- _WRITTEN PROBLEM_: Find the lines with the string "this" and return them.
** start **
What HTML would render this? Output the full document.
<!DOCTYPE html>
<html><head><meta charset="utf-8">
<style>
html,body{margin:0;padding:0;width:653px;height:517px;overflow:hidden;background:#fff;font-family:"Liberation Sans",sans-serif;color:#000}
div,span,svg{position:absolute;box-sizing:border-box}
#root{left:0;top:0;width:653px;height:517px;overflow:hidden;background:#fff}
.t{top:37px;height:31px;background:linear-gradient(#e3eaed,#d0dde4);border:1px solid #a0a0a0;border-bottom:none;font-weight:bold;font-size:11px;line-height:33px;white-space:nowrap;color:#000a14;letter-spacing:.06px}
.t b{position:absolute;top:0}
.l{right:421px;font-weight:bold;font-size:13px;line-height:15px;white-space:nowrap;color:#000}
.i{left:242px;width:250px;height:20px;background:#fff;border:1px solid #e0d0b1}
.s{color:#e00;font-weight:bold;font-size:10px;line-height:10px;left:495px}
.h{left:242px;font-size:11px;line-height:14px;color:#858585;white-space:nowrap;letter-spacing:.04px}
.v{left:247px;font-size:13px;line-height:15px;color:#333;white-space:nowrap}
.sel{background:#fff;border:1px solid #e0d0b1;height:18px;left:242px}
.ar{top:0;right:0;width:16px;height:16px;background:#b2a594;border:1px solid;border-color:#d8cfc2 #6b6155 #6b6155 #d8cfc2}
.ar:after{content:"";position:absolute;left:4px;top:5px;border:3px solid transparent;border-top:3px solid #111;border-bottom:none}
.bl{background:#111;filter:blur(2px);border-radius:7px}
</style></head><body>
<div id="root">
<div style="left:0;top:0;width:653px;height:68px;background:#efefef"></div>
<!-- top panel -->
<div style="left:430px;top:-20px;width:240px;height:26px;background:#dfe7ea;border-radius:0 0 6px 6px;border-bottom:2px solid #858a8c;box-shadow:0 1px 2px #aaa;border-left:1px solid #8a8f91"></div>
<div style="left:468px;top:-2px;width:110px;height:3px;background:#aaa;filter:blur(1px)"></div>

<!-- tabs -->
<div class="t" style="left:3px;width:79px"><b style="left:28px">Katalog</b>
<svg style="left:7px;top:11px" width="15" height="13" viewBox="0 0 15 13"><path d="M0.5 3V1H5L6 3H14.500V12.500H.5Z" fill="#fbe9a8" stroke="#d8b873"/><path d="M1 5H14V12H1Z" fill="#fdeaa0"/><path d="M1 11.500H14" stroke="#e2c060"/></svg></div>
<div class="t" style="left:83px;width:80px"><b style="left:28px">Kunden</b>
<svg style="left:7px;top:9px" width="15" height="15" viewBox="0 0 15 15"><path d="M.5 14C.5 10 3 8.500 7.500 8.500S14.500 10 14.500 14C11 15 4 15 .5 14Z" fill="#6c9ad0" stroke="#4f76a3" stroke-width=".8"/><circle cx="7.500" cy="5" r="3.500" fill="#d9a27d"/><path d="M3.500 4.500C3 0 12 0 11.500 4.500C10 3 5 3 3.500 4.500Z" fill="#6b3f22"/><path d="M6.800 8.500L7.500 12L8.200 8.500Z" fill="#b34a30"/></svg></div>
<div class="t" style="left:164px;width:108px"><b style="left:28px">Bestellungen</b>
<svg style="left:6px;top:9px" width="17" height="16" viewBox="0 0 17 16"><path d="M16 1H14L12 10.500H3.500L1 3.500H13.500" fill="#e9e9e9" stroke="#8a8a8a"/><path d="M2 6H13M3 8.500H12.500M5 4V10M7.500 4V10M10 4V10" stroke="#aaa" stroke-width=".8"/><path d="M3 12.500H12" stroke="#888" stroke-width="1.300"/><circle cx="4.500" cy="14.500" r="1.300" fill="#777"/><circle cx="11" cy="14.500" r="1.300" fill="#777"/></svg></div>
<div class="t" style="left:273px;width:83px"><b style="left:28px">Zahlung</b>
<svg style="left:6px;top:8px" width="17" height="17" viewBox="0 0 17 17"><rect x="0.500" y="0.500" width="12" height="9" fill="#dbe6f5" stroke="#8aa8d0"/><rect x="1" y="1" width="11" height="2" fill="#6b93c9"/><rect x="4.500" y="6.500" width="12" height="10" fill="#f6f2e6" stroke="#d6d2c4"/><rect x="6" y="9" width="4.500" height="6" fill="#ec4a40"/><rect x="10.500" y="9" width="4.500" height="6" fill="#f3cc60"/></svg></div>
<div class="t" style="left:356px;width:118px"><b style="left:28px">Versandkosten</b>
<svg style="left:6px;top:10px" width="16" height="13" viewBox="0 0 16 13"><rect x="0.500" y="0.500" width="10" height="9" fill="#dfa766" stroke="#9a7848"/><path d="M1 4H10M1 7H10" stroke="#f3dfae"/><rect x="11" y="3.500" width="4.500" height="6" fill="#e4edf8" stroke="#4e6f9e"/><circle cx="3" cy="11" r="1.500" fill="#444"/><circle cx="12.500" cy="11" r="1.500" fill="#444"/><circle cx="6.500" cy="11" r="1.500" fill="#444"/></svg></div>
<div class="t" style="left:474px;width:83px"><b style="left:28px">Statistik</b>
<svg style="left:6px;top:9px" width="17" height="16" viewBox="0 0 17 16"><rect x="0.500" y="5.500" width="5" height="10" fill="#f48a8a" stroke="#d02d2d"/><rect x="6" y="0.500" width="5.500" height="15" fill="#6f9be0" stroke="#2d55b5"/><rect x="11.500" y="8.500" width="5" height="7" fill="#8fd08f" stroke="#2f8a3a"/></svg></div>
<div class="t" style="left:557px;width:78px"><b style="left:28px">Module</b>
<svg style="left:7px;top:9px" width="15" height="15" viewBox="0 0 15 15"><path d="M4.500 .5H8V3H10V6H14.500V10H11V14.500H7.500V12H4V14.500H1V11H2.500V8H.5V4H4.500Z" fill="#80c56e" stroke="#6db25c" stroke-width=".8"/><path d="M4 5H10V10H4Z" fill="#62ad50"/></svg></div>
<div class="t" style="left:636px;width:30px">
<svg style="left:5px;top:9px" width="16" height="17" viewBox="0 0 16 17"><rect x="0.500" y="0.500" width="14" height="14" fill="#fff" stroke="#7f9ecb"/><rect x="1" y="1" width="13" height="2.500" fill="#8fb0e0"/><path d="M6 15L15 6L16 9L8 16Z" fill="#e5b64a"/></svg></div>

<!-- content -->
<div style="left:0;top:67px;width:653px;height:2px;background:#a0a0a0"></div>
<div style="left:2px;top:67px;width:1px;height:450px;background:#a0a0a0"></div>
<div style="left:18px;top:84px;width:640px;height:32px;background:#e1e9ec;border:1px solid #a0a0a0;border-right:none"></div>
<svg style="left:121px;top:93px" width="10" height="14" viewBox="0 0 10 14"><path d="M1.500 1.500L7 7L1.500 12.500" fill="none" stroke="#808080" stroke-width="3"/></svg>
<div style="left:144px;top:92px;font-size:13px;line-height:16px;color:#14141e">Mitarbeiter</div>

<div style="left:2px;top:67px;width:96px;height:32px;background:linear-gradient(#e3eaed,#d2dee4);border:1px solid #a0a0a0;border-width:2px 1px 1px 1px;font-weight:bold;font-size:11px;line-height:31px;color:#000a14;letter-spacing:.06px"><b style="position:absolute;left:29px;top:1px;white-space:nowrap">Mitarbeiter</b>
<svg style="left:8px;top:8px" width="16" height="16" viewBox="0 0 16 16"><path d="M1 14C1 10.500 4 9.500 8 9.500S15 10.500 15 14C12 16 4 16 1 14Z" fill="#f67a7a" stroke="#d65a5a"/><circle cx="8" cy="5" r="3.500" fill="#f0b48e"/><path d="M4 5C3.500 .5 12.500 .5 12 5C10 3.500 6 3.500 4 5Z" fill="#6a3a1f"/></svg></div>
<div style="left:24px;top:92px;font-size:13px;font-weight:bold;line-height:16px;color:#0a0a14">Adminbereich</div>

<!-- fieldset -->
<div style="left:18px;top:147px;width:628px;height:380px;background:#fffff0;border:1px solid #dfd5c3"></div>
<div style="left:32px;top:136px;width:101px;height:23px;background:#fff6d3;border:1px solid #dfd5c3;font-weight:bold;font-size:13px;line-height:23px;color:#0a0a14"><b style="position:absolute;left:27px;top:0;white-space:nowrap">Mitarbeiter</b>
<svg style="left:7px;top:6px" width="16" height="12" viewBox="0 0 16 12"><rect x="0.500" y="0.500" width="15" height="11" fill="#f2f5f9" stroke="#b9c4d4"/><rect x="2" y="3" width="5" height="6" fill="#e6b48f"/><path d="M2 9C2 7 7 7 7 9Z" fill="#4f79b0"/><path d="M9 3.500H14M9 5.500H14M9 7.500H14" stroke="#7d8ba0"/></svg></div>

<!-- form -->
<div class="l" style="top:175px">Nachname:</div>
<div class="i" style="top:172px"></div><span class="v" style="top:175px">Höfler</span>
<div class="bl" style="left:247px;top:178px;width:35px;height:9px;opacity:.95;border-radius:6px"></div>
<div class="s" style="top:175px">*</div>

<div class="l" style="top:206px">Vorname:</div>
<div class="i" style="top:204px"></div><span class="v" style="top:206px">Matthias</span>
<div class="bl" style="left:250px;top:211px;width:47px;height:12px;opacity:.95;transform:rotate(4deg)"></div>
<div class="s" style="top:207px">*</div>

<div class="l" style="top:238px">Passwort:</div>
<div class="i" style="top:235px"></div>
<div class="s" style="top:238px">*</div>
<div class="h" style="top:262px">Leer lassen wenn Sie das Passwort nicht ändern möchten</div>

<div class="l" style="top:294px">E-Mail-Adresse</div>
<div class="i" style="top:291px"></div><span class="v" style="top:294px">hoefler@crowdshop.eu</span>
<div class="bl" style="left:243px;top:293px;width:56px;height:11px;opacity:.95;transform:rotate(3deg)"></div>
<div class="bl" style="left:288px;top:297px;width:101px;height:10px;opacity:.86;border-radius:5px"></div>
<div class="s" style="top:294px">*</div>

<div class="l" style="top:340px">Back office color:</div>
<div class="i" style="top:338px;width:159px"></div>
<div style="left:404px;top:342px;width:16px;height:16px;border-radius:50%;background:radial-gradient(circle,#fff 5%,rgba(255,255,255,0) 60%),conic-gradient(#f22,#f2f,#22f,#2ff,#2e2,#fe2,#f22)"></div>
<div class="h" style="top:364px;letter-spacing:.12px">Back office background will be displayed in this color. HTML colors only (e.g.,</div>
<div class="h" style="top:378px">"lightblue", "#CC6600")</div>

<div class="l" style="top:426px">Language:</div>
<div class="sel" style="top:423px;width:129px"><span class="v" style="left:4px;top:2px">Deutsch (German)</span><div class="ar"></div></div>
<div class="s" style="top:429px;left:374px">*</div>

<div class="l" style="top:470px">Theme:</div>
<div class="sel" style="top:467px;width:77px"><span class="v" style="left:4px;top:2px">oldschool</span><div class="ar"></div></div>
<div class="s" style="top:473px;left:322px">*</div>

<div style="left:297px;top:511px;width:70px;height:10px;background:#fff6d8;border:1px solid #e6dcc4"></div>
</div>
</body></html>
** end **
- _EXERCISE ANSWER_:
What HTML would render this? Output the full document.
<div class="h" style="top:364px;letter-spacing:.12px">Back office background will be displayed in this color. HTML colors only (e.g.,</div>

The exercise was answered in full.